Start AVAILABLE DATA

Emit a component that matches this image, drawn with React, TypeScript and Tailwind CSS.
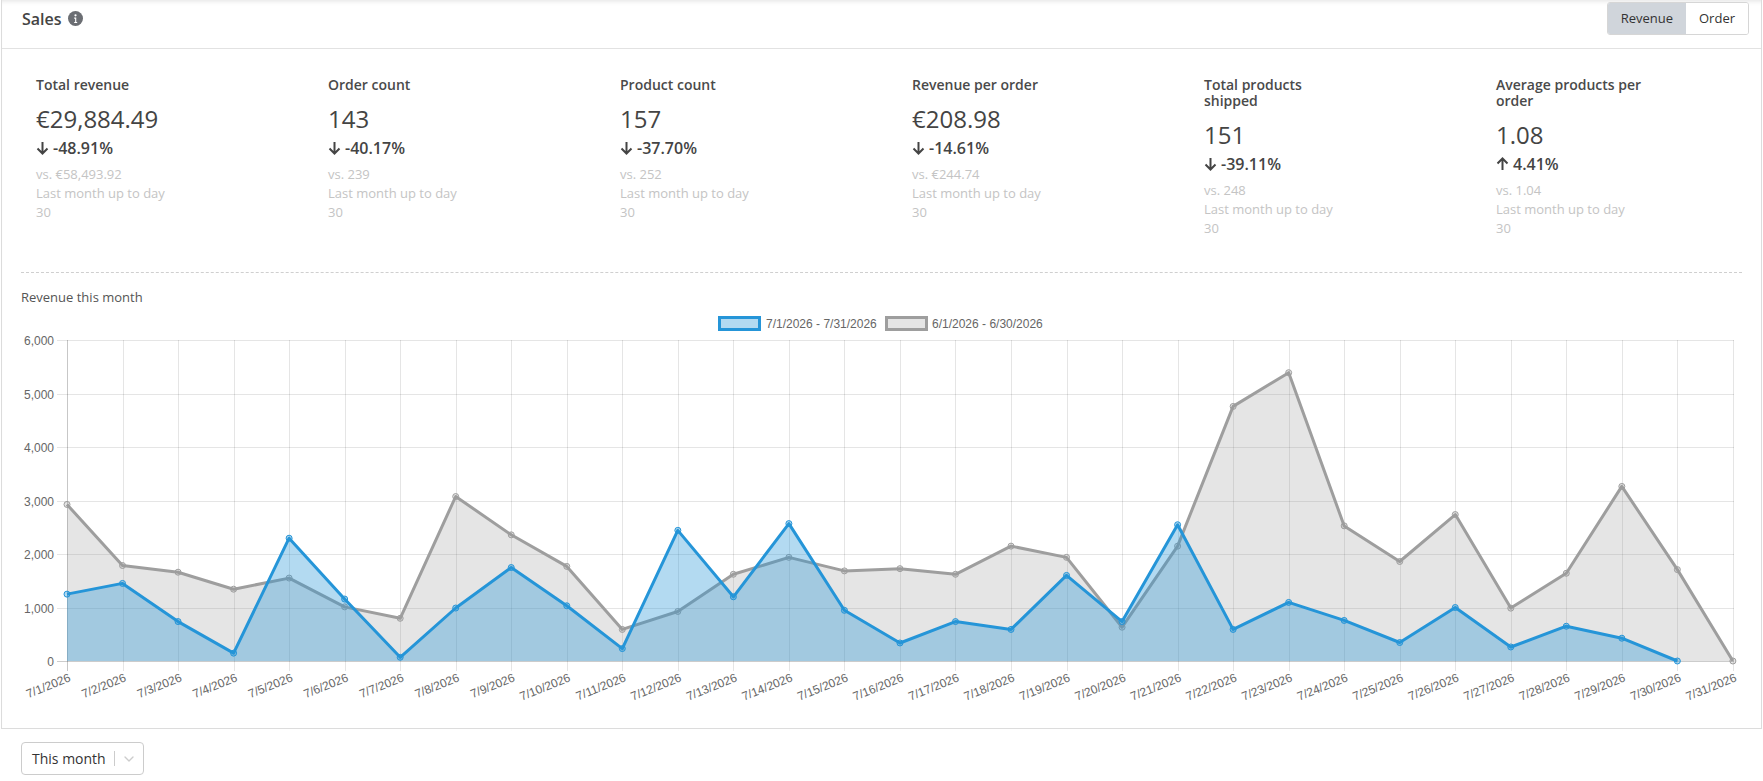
import { ChevronDown } from 'lucide-react';

type Stat = {
  label: string;
  value: string;
  change: string;
  up?: boolean;
  prev: string;
};

const STATS: Stat[] = [
  { label: 'Total revenue', value: '€29,884.49', change: '-48.91%', prev: 'vs. €58,493.92' },
  { label: 'Order count', value: '143', change: '-40.17%', prev: 'vs. 239' },
  { label: 'Product count', value: '157', change: '-37.70%', prev: 'vs. 252' },
  { label: 'Revenue per order', value: '€208.98', change: '-14.61%', prev: 'vs. €244.74' },
  { label: 'Total products shipped', value: '151', change: '-39.11%', prev: 'vs. 248' },
  { label: 'Average products per order', value: '1.08', change: '4.41%', up: true, prev: 'vs. 1.04' },
];

// daily revenue, current month (ends on the 30th) and previous month
const CURRENT = [
  1250, 1450, 737, 147, 2295, 1158, 70, 990, 1747, 1032, 232, 2442, 1200, 2568, 947, 337, 737, 590,
  1600, 737, 2547, 590, 1095, 758, 345, 1000, 262, 650, 426, 0,
];
const PREVIOUS = [
  2926, 1785, 1660, 1342, 1550, 1012, 798, 3074, 2358, 1768, 590, 926, 1621, 1937, 1684, 1726, 1621,
  2147, 1937, 632, 2147, 4758, 5389, 2526, 1860, 2737, 988, 1640, 3263, 1708, 0,
];

const X0 = 67;
const STEP = 55.53;
const Y0 = 661;
const PER = 0.0535;

const BLUE = '#2595d8';
const BLUE_FILL = 'rgba(37,149,216,0.35)';
const GRAY = '#9e9e9e';
const GRAY_FILL = 'rgba(153,153,153,0.25)';

const px = (i: number) => X0 + i * STEP;
const py = (v: number) => Y0 - v * PER;

function linePath(values: number[]) {
  return values
    .map((v, i) => `${i === 0 ? 'M' : 'L'}${px(i).toFixed(1)} ${py(v).toFixed(1)}`)
    .join(' ');
}

function areaPath(values: number[]) {
  return `${linePath(values)} L${px(values.length - 1).toFixed(1)} ${Y0} L${X0} ${Y0} Z`;
}

function InfoIcon() {
  return (
    <svg width="15" height="15" viewBox="0 0 16 16" aria-hidden>
      <circle cx="8" cy="8" r="8" fill="#6b6e73" />
      <circle cx="8" cy="4.6" r="1.2" fill="#fff" />
      <path d="M6.6 7h2.2v4.6h1v1.2H6.6v-1.2h1V8.2h-1z" fill="#fff" />
    </svg>
  );
}

function TrendArrow({ up }: { up?: boolean }) {
  return (
    <svg width="13" height="14" viewBox="0 0 13 14" aria-hidden className="shrink-0">
      {up ? (
        <path d="M6.5 13V1.5M1.5 6.5l5-5 5 5" fill="none" stroke="#444" strokeWidth="2" />
      ) : (
        <path d="M6.5 1v11.5M1.5 7.5l5 5 5-5" fill="none" stroke="#444" strokeWidth="2" />
      )}
    </svg>
  );
}

function StatColumn({ stat }: { stat: Stat }) {
  return (
    <div className="flex flex-col">
      <div className="w-[151px] text-[14px] font-semibold leading-[16px] text-[#4a4a4a]">
        {stat.label}
      </div>
      <div className="mt-[11px] text-[24px] leading-[30px] text-[#444]">{stat.value}</div>
      <div className="mt-[3px] flex items-center gap-[4px] text-[16px] font-semibold leading-[22px] text-[#444]">
        <TrendArrow up={stat.up} />
        <span>{stat.change}</span>
      </div>
      <div className="mt-[6px] w-[143px] text-[13px] leading-[19px] text-[#c4c4c4]">
        <div>{stat.prev}</div>
        <div>Last month up to day 30</div>
      </div>
    </div>
  );
}

function RevenueChart() {
  const yTicks = [0, 1000, 2000, 3000, 4000, 5000, 6000];
  const days = Array.from({ length: 31 }, (_, i) => i);

  return (
    <svg
      width={1759}
      height={420}
      viewBox="2 308 1759 420"
      className="block font-['Liberation_Sans',Arial,sans-serif]"
    >
      {/* legend */}
      <rect x={719.5} y={317.5} width={40} height={12} fill={BLUE_FILL} stroke={BLUE} strokeWidth={3} />
      <text x={766} y={324} fontSize={12} fill="#666" dominantBaseline="central">
        7/1/2026 - 7/31/2026
      </text>
      <rect x={886.5} y={317.5} width={40} height={12} fill={GRAY_FILL} stroke={GRAY} strokeWidth={3} />
      <text x={932} y={324} fontSize={12} fill="#666" dominantBaseline="central">
        6/1/2026 - 6/30/2026
      </text>

      {/* grid */}
      {yTicks.map(v => {
        const y = Math.round(py(v)) + 0.5;
        return (
          <g key={v}>
            <line
              x1={57}
              x2={1734}
              y1={y}
              y2={y}
              stroke={v === 0 ? 'rgba(0,0,0,0.2)' : 'rgba(0,0,0,0.1)'}
            />
            <text x={54} y={y} fontSize={12} fill="#666" textAnchor="end" dominantBaseline="central">
              {v.toLocaleString('en-US')}
            </text>
          </g>
        );
      })}
      {days.map(i => {
        const x = Math.round(px(i)) + 0.5;
        return (
          <line
            key={i}
            x1={x}
            x2={x}
            y1={340}
            y2={671}
            stroke={i === 0 ? 'rgba(0,0,0,0.22)' : 'rgba(0,0,0,0.1)'}
          />
        );
      })}

      {/* previous month */}
      <path d={areaPath(PREVIOUS)} fill={GRAY_FILL} />
      <path d={linePath(PREVIOUS)} fill="none" stroke={GRAY} strokeWidth={3} strokeLinejoin="round" />
      {PREVIOUS.map((v, i) => (
        <circle key={i} cx={px(i)} cy={py(v)} r={3} fill={GRAY_FILL} stroke={GRAY} strokeWidth={1} />
      ))}

      {/* current month */}
      <path d={areaPath(CURRENT)} fill={BLUE_FILL} />
      <path d={linePath(CURRENT)} fill="none" stroke={BLUE} strokeWidth={3} strokeLinejoin="round" />
      {CURRENT.map((v, i) => (
        <circle key={i} cx={px(i)} cy={py(v)} r={3} fill={BLUE_FILL} stroke={BLUE} strokeWidth={1} />
      ))}

      {/* x labels */}
      {days.map(i => (
        <text
          key={i}
          transform={`translate(${(px(i) + 3).toFixed(1)} 677) rotate(-22)`}
          fontSize={12}
          fill="#666"
          textAnchor="end"
          dominantBaseline="central"
        >
          {`7/${i + 1}/2026`}
        </text>
      ))}
    </svg>
  );
}

export default function App() {
  return (
    <div className="min-h-[781px] bg-white font-['Open_Sans',sans-serif] text-[#444]">
      <div className="mx-px border-x border-b border-[#dcdcdc] shadow-[inset_0_5px_5px_-4px_rgba(0,0,0,0.12)]">
        <div className="flex h-[49px] items-center justify-between border-b border-[#e2e2e2] pb-[13px] pl-5 pr-3 pt-[2px]">
          <div className="flex items-center gap-[6px]">
            <span className="text-[16px] font-semibold text-[#444]">Sales</span>
            <InfoIcon />
          </div>
          <div className="flex h-[33px] overflow-hidden rounded-[3px] border border-[#d6d6d6] text-[13px] text-[#333]">
            <button type="button" className="bg-[#d0d5db] px-[13px]">
              Revenue
            </button>
            <button type="button" className="bg-white px-[13px]">
              Order
            </button>
          </div>
        </div>

        <div className="grid h-[223px] grid-cols-[repeat(6,292px)] pl-[34px] pt-[28px]">
          {STATS.map(stat => (
            <StatColumn key={stat.label} stat={stat} />
          ))}
        </div>

        <div className="mx-[19px] border-t border-dashed border-[#cfcfcf]" />

        <div className="ml-[19px] mt-[15px] text-[13px] leading-[18px] text-[#555]">
          Revenue this month
        </div>

        <div className="mt-[2px]">
          <RevenueChart />
        </div>
      </div>

      <div className="ml-[21px] mt-[13px] flex h-[33px] w-[123px] items-center rounded-[4px] border border-[#cccccc] text-[14px] text-[#333]">
        <span className="pl-[10px]">This month</span>
        <span className="ml-auto h-[15px] w-px bg-[#cccccc]" />
        <ChevronDown size={16} strokeWidth={2} className="mx-[6px] text-[#cccccc]" />
      </div>
    </div>
  );
}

End AVAILABLE DATA

### WHAT IS EXPECTED
Write out again exactly the lines from the start of the data above through the line containing "const py = (v: number) => Y0 - v * PER;", inclusive, excluding any pictures.

### FINAL RESULT
Emit a component that matches this image, drawn with React, TypeScript and Tailwind CSS.
import { ChevronDown } from 'lucide-react';

type Stat = {
  label: string;
  value: string;
  change: string;
  up?: boolean;
  prev: string;
};

const STATS: Stat[] = [
  { label: 'Total revenue', value: '€29,884.49', change: '-48.91%', prev: 'vs. €58,493.92' },
  { label: 'Order count', value: '143', change: '-40.17%', prev: 'vs. 239' },
  { label: 'Product count', value: '157', change: '-37.70%', prev: 'vs. 252' },
  { label: 'Revenue per order', value: '€208.98', change: '-14.61%', prev: 'vs. €244.74' },
  { label: 'Total products shipped', value: '151', change: '-39.11%', prev: 'vs. 248' },
  { label: 'Average products per order', value: '1.08', change: '4.41%', up: true, prev: 'vs. 1.04' },
];

// daily revenue, current month (ends on the 30th) and previous month
const CURRENT = [
  1250, 1450, 737, 147, 2295, 1158, 70, 990, 1747, 1032, 232, 2442, 1200, 2568, 947, 337, 737, 590,
  1600, 737, 2547, 590, 1095, 758, 345, 1000, 262, 650, 426, 0,
];
const PREVIOUS = [
  2926, 1785, 1660, 1342, 1550, 1012, 798, 3074, 2358, 1768, 590, 926, 1621, 1937, 1684, 1726, 1621,
  2147, 1937, 632, 2147, 4758, 5389, 2526, 1860, 2737, 988, 1640, 3263, 1708, 0,
];

const X0 = 67;
const STEP = 55.53;
const Y0 = 661;
const PER = 0.0535;

const BLUE = '#2595d8';
const BLUE_FILL = 'rgba(37,149,216,0.35)';
const GRAY = '#9e9e9e';
const GRAY_FILL = 'rgba(153,153,153,0.25)';

const px = (i: number) => X0 + i * STEP;
const py = (v: number) => Y0 - v * PER;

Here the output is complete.